● GOAL OF THE EXERCISE
Copy each line in which the string "styles" occurs.

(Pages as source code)
----------------------------------------

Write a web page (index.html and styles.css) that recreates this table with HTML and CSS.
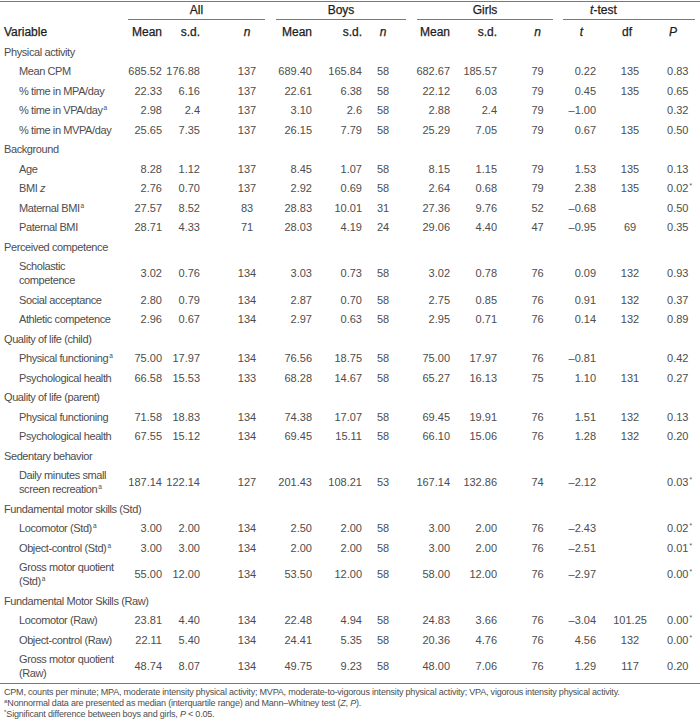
FILE: index.html
```html
<!DOCTYPE html>
<html lang="en">
<head>
<meta charset="utf-8">
<title>Table</title>
<link rel="stylesheet" href="styles.css">
</head>
<body>
<div class="table-wrap">
<table class="stats">
<colgroup>
<col class="w122"><col class="w42"><col class="w40"><col class="w62">
<col class="w50"><col class="w50"><col class="w34">
<col class="w54"><col class="w47"><col class="w59">
<col class="w40"><col class="w60"><col class="w40">
</colgroup>
<thead>
<tr class="groups">
<th></th>
<th colspan="3"><div class="grp grp-all">All</div></th>
<th colspan="3"><div class="grp grp-boys">Boys</div></th>
<th colspan="3"><div class="grp grp-girls">Girls</div></th>
<th colspan="3"><div class="grp grp-test"><i>t</i>-test</div></th>
</tr>
<tr class="heads">
<th>Variable</th>
<th>Mean</th><th>s.d.</th><th><i>n</i></th>
<th>Mean</th><th>s.d.</th><th><i>n</i></th>
<th>Mean</th><th>s.d.</th><th><i>n</i></th>
<th><i>t</i></th><th>df</th><th><i>P</i></th>
</tr>
</thead>
<tbody>
<tr class="section"><td colspan="13">Physical activity</td></tr>
<tr><td>Mean CPM</td><td>685.52</td><td>176.88</td><td>137</td><td>689.40</td><td>165.84</td><td>58</td><td>682.67</td><td>185.57</td><td>79</td><td>0.22</td><td>135</td><td>0.83</td></tr>
<tr><td>% time in MPA/day</td><td>22.33</td><td>6.16</td><td>137</td><td>22.61</td><td>6.38</td><td>58</td><td>22.12</td><td>6.03</td><td>79</td><td>0.45</td><td>135</td><td>0.65</td></tr>
<tr><td>% time in VPA/day<sup>a</sup></td><td>2.98</td><td>2.4</td><td>137</td><td>3.10</td><td>2.6</td><td>58</td><td>2.88</td><td>2.4</td><td>79</td><td>–1.00</td><td></td><td>0.32</td></tr>
<tr><td>% time in MVPA/day</td><td>25.65</td><td>7.35</td><td>137</td><td>26.15</td><td>7.79</td><td>58</td><td>25.29</td><td>7.05</td><td>79</td><td>0.67</td><td>135</td><td>0.50</td></tr>
<tr class="section"><td colspan="13">Background</td></tr>
<tr><td>Age</td><td>8.28</td><td>1.12</td><td>137</td><td>8.45</td><td>1.07</td><td>58</td><td>8.15</td><td>1.15</td><td>79</td><td>1.53</td><td>135</td><td>0.13</td></tr>
<tr><td>BMI <i>z</i></td><td>2.76</td><td>0.70</td><td>137</td><td>2.92</td><td>0.69</td><td>58</td><td>2.64</td><td>0.68</td><td>79</td><td>2.38</td><td>135</td><td>0.02<sup>*</sup></td></tr>
<tr><td>Maternal BMI<sup>a</sup></td><td>27.57</td><td>8.52</td><td>83</td><td>28.83</td><td>10.01</td><td>31</td><td>27.36</td><td>9.76</td><td>52</td><td>–0.68</td><td></td><td>0.50</td></tr>
<tr><td>Paternal BMI</td><td>28.71</td><td>4.33</td><td>71</td><td>28.03</td><td>4.19</td><td>24</td><td>29.06</td><td>4.40</td><td>47</td><td>–0.95</td><td>69</td><td>0.35</td></tr>
<tr class="section"><td colspan="13">Perceived competence</td></tr>
<tr><td>Scholastic<br>competence</td><td>3.02</td><td>0.76</td><td>134</td><td>3.03</td><td>0.73</td><td>58</td><td>3.02</td><td>0.78</td><td>76</td><td>0.09</td><td>132</td><td>0.93</td></tr>
<tr><td>Social acceptance</td><td>2.80</td><td>0.79</td><td>134</td><td>2.87</td><td>0.70</td><td>58</td><td>2.75</td><td>0.85</td><td>76</td><td>0.91</td><td>132</td><td>0.37</td></tr>
<tr><td>Athletic competence</td><td>2.96</td><td>0.67</td><td>134</td><td>2.97</td><td>0.63</td><td>58</td><td>2.95</td><td>0.71</td><td>76</td><td>0.14</td><td>132</td><td>0.89</td></tr>
<tr class="section"><td colspan="13">Quality of life (child)</td></tr>
<tr><td>Physical functioning<sup>a</sup></td><td>75.00</td><td>17.97</td><td>134</td><td>76.56</td><td>18.75</td><td>58</td><td>75.00</td><td>17.97</td><td>76</td><td>–0.81</td><td></td><td>0.42</td></tr>
<tr><td>Psychological health</td><td>66.58</td><td>15.53</td><td>133</td><td>68.28</td><td>14.67</td><td>58</td><td>65.27</td><td>16.13</td><td>75</td><td>1.10</td><td>131</td><td>0.27</td></tr>
<tr class="section"><td colspan="13">Quality of life (parent)</td></tr>
<tr><td>Physical functioning</td><td>71.58</td><td>18.83</td><td>134</td><td>74.38</td><td>17.07</td><td>58</td><td>69.45</td><td>19.91</td><td>76</td><td>1.51</td><td>132</td><td>0.13</td></tr>
<tr><td>Psychological health</td><td>67.55</td><td>15.12</td><td>134</td><td>69.45</td><td>15.11</td><td>58</td><td>66.10</td><td>15.06</td><td>76</td><td>1.28</td><td>132</td><td>0.20</td></tr>
<tr class="section"><td colspan="13">Sedentary behavior</td></tr>
<tr><td>Daily minutes small<br>screen recreation<sup>a</sup></td><td>187.14</td><td>122.14</td><td>127</td><td>201.43</td><td>108.21</td><td>53</td><td>167.14</td><td>132.86</td><td>74</td><td>–2.12</td><td></td><td>0.03<sup>*</sup></td></tr>
<tr class="section"><td colspan="13">Fundamental motor skills (Std)</td></tr>
<tr><td>Locomotor (Std)<sup>a</sup></td><td>3.00</td><td>2.00</td><td>134</td><td>2.50</td><td>2.00</td><td>58</td><td>3.00</td><td>2.00</td><td>76</td><td>–2.43</td><td></td><td>0.02<sup>*</sup></td></tr>
<tr><td>Object-control (Std)<sup>a</sup></td><td>3.00</td><td>3.00</td><td>134</td><td>2.00</td><td>2.00</td><td>58</td><td>3.00</td><td>2.00</td><td>76</td><td>–2.51</td><td></td><td>0.01<sup>*</sup></td></tr>
<tr><td>Gross motor quotient<br>(Std)<sup>a</sup></td><td>55.00</td><td>12.00</td><td>134</td><td>53.50</td><td>12.00</td><td>58</td><td>58.00</td><td>12.00</td><td>76</td><td>–2.97</td><td></td><td>0.00<sup>*</sup></td></tr>
<tr class="section"><td colspan="13">Fundamental Motor Skills (Raw)</td></tr>
<tr><td>Locomotor (Raw)</td><td>23.81</td><td>4.40</td><td>134</td><td>22.48</td><td>4.94</td><td>58</td><td>24.83</td><td>3.66</td><td>76</td><td>–3.04</td><td>101.25</td><td>0.00<sup>*</sup></td></tr>
<tr><td>Object-control (Raw)</td><td>22.11</td><td>5.40</td><td>134</td><td>24.41</td><td>5.35</td><td>58</td><td>20.36</td><td>4.76</td><td>76</td><td>4.56</td><td>132</td><td>0.00<sup>*</sup></td></tr>
<tr><td>Gross motor quotient<br>(Raw)</td><td>48.74</td><td>8.07</td><td>134</td><td>49.75</td><td>9.23</td><td>58</td><td>48.00</td><td>7.06</td><td>76</td><td>1.29</td><td>117</td><td>0.20</td></tr>
</tbody>
</table>
</div>
<div class="notes">
<p>CPM, counts per minute; MPA, moderate intensity physical activity; MVPA, moderate-to-vigorous intensity physical activity; VPA, vigorous intensity physical activity.</p>
<p><sup>a</sup>Nonnormal data are presented as median (interquartile range) and Mann–Whitney test (<i>Z</i>, <i>P</i>).</p>
<p><sup>*</sup>Significant difference between boys and girls, <i>P</i> &lt; 0.05.</p>
</div>
</body>
</html>
```
FILE: styles.css
```css
html, body {
  margin: 0;
  padding: 0;
  background: #ffffff;
}

body {
  font-family: "Liberation Sans", Arial, Helvetica, sans-serif;
  color: #4d4d4d;
}

.table-wrap {
  width: 700px;
  margin-top: 1px;
  border-top: 1px solid #3a8dba;
  border-bottom: 1px solid #3a8dba;
}

.stats {
  width: 700px;
  border-collapse: collapse;
  table-layout: fixed;
  font-size: 11px;
  line-height: 14px;
}

.w122 { width: 122px; }
.w42 { width: 42px; }
.w40 { width: 40px; }
.w62 { width: 62px; }
.w50 { width: 50px; }
.w34 { width: 34px; }
.w54 { width: 54px; }
.w47 { width: 47px; }
.w59 { width: 59px; }
.w60 { width: 60px; }

.stats th,
.stats td {
  padding: 2.75px 0;
  font-weight: normal;
  white-space: nowrap;
}

.stats sup {
  font-size: 6.5px;
  line-height: 0;
  vertical-align: 4px;
  margin-left: 1px;
  letter-spacing: 0;
}

/* header rows */
.groups th,
.heads th {
  font-size: 12px;
  color: #1c1c1c;
  -webkit-text-stroke: 0.25px #1c1c1c;
}

.groups th {
  padding: 0;
}

.grp {
  text-align: center;
  line-height: 14px;
  padding-top: 1px;
  padding-bottom: 2px;
  border-bottom: 1px solid #3a8dba;
}

.grp-all { margin: 0 1px 0 6px; }
.grp-boys { margin: 0 -6px 0 10px; }
.grp-girls { margin: 0 7px 0 17px; }
.grp-test { margin: 0 5px 0 3px; text-align: left; padding-left: 27px; }

.heads th {
  line-height: 14px;
  padding-top: 5px;
  padding-bottom: 3px;
}

.heads th:nth-child(1) { text-align: left; padding-left: 4px; }
.heads th:nth-child(11) { text-align: right; padding-right: 17px; }
.heads th:nth-child(12) { text-align: center; padding-right: 6px; }
.heads th:nth-child(13) { text-align: left; padding-left: 9px; }

/* labels */
.stats td:nth-child(1) {
  text-align: left;
  padding-left: 19px;
  letter-spacing: -0.4px;
}

.section td:nth-child(1) {
  padding-left: 4px;
}

/* numeric columns */
.stats tr > :nth-child(2) { text-align: right; padding-right: 2px; }
.stats tr > :nth-child(3) { text-align: right; padding-right: 4px; }
.stats tr > :nth-child(4) { text-align: center; padding-left: 24px; }
.stats tr > :nth-child(5) { text-align: right; padding-right: 4px; }
.stats tr > :nth-child(6) { text-align: right; padding-right: 4px; }
.stats tr > :nth-child(7) { text-align: center; }
.stats tr > :nth-child(8) { text-align: right; padding-right: 4px; }
.stats tr > :nth-child(9) { text-align: right; padding-right: 4px; }
.stats tr > :nth-child(10) { text-align: center; padding-left: 14px; }
.stats td:nth-child(11) { text-align: right; padding-right: 4px; }
.stats td:nth-child(12) { text-align: center; }
.stats td:nth-child(13) { text-align: left; padding-left: 7px; }

.groups th:nth-child(n) { text-align: center; padding-left: 0; padding-right: 0; }

/* footnotes */
.notes {
  padding: 3px 0 0 4px;
  font-size: 9px;
  line-height: 11px;
  letter-spacing: -0.2px;
  color: #4d4d4d;
}

.notes p {
  margin: 0;
}

.notes sup {
  font-size: 6px;
  line-height: 0;
  vertical-align: 3px;
  letter-spacing: 0;
}
```
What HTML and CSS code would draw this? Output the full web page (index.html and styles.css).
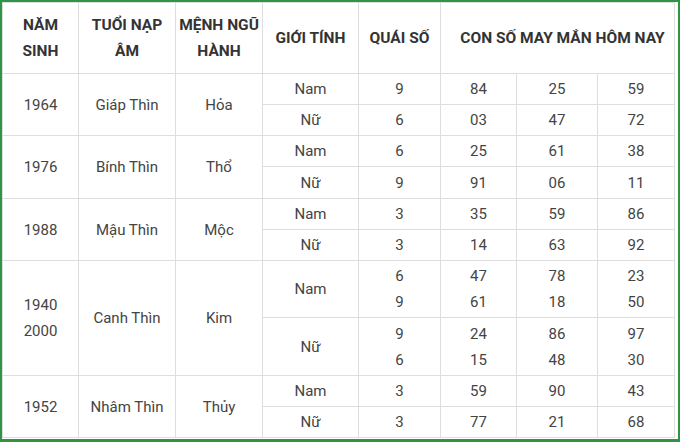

----------------------------------------

● RESPONSE
Write a web page (index.html and styles.css) that recreates this table with HTML and CSS.
<link rel="stylesheet" href="styles.css">
FILE: styles.css
What HTML and CSS code would draw this? Output the full web page (index.html and styles.css).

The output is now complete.